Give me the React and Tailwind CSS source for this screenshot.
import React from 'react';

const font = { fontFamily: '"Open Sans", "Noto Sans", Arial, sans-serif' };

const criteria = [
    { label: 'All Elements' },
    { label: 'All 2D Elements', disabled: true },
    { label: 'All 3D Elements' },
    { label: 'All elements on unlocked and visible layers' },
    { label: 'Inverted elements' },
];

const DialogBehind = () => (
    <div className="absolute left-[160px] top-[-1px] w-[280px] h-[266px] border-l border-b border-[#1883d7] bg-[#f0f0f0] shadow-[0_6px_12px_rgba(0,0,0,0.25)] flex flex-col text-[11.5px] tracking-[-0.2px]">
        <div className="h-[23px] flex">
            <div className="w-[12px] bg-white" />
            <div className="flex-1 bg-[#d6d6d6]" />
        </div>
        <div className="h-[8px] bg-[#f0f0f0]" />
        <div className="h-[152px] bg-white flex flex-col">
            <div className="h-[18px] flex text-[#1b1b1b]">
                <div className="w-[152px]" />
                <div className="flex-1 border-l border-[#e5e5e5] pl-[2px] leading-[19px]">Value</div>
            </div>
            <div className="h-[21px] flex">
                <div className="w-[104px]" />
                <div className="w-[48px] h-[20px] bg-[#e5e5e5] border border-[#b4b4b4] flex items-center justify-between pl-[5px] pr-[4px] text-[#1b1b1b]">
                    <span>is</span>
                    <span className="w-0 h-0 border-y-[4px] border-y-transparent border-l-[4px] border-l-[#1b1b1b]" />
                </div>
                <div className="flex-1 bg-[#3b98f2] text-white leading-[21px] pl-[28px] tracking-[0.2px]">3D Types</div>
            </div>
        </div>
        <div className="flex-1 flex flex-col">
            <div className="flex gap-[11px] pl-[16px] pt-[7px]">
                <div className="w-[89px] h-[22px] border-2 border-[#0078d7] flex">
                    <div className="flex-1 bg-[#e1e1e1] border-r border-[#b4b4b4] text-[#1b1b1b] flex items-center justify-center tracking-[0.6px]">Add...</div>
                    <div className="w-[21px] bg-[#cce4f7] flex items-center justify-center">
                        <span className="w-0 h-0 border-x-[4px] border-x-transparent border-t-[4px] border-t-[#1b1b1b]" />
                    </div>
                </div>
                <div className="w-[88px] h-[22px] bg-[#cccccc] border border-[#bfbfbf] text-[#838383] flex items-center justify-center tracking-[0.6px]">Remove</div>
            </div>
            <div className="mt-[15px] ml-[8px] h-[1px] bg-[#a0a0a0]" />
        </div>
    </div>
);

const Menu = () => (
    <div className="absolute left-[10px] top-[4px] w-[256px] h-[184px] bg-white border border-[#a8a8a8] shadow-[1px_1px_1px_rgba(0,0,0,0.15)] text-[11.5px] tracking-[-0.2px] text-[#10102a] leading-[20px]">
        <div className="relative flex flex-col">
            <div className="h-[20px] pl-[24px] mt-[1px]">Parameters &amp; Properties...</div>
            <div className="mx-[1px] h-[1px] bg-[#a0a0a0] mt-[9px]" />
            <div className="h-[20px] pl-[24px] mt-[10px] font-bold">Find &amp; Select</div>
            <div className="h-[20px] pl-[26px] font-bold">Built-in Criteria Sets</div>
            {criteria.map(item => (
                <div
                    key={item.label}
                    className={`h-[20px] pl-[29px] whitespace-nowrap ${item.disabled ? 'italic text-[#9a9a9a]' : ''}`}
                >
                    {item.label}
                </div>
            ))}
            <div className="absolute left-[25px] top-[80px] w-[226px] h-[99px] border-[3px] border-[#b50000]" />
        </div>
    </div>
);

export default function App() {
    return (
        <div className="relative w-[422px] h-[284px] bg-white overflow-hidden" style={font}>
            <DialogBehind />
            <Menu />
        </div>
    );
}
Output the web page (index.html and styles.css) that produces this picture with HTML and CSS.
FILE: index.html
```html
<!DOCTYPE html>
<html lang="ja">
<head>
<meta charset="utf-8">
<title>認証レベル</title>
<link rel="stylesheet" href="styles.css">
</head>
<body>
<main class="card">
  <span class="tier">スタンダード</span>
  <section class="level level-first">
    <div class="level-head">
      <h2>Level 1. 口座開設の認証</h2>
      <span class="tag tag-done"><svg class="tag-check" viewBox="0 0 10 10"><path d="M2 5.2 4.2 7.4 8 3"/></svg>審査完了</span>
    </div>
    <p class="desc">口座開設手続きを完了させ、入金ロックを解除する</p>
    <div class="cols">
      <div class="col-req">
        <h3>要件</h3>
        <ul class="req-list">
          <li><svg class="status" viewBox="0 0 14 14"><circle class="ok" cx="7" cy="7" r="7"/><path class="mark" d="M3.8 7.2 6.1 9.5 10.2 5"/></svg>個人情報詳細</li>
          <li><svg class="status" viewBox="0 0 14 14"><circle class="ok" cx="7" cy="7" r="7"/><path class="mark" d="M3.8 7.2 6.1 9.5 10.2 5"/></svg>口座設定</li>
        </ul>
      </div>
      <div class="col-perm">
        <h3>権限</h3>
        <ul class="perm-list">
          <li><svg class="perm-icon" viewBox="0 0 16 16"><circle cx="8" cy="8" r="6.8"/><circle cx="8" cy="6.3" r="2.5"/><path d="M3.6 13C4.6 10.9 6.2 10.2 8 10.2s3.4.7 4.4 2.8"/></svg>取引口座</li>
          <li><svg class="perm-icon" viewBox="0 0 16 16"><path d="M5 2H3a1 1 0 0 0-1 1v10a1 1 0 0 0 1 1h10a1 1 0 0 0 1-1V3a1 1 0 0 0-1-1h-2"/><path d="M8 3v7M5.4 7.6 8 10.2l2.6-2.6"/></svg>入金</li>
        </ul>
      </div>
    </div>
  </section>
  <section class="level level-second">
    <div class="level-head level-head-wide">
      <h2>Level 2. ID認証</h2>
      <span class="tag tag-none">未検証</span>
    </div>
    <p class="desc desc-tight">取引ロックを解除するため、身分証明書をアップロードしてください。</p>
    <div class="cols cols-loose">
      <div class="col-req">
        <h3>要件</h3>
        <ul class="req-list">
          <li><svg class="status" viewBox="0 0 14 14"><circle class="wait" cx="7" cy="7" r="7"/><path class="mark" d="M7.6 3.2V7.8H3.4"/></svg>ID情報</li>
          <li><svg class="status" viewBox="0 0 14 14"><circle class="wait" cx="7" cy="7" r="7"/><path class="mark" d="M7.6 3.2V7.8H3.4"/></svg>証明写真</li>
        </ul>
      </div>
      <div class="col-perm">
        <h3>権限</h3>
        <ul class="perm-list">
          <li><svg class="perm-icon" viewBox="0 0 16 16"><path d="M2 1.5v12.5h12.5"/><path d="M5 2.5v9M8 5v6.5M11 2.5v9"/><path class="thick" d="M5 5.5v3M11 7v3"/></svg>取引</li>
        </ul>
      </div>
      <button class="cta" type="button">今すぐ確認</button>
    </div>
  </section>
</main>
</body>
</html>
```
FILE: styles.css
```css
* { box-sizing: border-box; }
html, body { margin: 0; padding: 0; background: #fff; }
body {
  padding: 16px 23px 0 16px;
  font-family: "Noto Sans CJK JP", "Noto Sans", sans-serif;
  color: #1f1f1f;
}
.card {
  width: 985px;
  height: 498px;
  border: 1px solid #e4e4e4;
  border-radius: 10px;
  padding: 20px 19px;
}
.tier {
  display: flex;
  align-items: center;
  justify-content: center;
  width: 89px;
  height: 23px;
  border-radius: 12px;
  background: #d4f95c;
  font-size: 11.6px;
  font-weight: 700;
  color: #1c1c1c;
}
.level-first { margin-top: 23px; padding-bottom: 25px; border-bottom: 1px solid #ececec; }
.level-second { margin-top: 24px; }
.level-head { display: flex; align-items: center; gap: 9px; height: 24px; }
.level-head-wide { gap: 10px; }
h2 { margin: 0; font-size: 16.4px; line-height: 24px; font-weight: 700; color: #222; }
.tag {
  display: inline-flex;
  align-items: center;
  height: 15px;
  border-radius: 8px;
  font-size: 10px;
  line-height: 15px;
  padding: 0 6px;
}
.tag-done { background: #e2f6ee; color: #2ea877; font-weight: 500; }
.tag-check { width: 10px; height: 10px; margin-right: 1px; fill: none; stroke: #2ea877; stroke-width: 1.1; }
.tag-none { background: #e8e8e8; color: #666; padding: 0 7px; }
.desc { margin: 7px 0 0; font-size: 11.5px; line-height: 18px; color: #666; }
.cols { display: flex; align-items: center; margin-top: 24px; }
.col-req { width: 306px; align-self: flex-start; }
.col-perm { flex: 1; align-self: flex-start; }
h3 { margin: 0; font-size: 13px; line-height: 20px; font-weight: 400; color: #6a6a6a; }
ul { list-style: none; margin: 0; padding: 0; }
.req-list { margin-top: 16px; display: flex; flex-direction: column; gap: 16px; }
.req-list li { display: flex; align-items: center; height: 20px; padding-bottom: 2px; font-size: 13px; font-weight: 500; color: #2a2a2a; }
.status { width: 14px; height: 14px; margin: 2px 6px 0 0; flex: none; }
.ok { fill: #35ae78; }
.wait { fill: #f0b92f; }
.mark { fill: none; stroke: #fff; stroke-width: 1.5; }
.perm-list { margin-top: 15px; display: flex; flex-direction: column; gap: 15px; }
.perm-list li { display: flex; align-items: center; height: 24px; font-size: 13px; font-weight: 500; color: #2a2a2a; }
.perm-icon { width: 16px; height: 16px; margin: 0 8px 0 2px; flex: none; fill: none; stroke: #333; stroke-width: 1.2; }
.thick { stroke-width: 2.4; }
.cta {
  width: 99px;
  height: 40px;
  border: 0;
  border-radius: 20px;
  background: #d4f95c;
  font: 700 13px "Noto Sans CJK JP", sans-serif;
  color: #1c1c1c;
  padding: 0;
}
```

========

Written exercise: Search the data above for the string "styles" and copy each line that has it.

Final result:
Output the web page (index.html and styles.css) that produces this picture with HTML and CSS.
<link rel="stylesheet" href="styles.css">
FILE: styles.css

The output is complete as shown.